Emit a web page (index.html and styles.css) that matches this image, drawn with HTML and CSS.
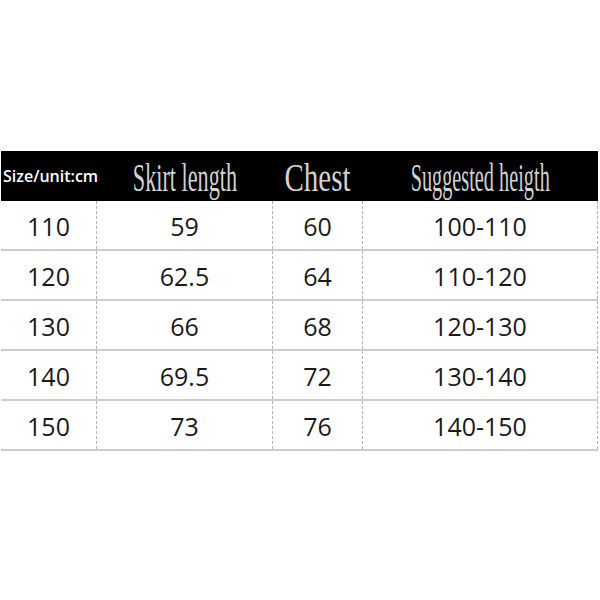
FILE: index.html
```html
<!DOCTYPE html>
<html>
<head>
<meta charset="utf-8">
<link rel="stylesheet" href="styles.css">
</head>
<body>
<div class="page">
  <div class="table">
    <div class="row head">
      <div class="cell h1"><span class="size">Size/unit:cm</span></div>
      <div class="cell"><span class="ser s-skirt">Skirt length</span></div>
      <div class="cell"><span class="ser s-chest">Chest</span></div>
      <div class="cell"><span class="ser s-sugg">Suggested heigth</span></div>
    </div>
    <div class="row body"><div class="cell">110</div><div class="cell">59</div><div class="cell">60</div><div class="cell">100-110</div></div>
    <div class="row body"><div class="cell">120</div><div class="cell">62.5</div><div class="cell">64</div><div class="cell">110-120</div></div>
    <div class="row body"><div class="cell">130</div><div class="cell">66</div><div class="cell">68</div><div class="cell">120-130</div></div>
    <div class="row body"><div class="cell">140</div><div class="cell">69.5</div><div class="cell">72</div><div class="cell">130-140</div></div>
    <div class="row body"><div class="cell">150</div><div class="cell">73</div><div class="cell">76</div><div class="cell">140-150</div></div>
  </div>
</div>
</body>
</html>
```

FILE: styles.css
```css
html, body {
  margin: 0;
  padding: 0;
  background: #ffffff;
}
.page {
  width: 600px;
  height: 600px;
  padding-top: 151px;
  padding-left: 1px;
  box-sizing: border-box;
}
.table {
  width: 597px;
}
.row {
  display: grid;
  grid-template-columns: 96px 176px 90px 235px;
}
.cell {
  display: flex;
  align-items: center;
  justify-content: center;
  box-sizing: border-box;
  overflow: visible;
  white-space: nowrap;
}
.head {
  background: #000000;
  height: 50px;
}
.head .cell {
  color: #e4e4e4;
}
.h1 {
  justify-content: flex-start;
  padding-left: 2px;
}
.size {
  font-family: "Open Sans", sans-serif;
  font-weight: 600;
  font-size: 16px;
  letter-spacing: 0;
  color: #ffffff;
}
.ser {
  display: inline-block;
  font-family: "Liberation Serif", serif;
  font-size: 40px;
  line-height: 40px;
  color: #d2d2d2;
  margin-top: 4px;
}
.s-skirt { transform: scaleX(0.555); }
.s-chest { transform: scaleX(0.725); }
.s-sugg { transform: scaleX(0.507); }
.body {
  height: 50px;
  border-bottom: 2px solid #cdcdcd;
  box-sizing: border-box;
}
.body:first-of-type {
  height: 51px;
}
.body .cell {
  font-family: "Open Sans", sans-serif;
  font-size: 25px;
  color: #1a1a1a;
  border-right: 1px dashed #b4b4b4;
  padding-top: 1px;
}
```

........

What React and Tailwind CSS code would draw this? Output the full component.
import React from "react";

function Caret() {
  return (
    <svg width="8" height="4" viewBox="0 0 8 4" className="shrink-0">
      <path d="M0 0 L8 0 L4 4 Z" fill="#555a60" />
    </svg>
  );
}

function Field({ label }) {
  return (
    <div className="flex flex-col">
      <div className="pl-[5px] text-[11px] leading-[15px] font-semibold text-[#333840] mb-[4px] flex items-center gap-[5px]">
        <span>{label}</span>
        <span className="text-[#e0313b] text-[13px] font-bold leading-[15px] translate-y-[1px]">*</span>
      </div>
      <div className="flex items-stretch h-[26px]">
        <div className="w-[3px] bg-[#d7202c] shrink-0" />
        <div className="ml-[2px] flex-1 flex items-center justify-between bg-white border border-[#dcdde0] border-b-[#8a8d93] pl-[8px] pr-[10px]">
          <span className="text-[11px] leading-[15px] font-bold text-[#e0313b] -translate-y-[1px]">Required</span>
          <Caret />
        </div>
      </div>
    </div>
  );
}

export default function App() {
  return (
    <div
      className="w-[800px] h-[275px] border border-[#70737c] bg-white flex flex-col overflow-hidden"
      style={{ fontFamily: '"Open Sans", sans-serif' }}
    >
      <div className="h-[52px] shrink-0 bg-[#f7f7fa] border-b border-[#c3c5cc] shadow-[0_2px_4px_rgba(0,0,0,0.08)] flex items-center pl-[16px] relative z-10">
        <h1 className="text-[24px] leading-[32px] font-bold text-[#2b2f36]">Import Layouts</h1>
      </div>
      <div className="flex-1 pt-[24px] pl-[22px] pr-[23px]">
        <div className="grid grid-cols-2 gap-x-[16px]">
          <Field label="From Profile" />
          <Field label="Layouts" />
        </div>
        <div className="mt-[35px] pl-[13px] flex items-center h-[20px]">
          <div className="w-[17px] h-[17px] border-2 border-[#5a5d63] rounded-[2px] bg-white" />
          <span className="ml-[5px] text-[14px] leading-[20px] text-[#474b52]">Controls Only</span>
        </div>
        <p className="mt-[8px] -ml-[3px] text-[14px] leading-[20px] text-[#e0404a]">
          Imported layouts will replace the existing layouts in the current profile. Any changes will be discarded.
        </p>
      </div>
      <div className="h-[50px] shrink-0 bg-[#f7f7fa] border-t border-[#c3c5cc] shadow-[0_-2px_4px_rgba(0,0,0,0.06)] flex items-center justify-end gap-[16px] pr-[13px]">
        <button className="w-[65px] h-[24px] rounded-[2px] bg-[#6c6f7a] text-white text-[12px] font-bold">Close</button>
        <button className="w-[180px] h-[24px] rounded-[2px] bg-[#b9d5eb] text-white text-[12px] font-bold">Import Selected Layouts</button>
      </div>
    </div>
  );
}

........

Exercise requirements:
Select, from the listing, all lines that include the word "page".

Written response:
Emit a web page (index.html and styles.css) that matches this image, drawn with HTML and CSS.
<div class="page">
.page {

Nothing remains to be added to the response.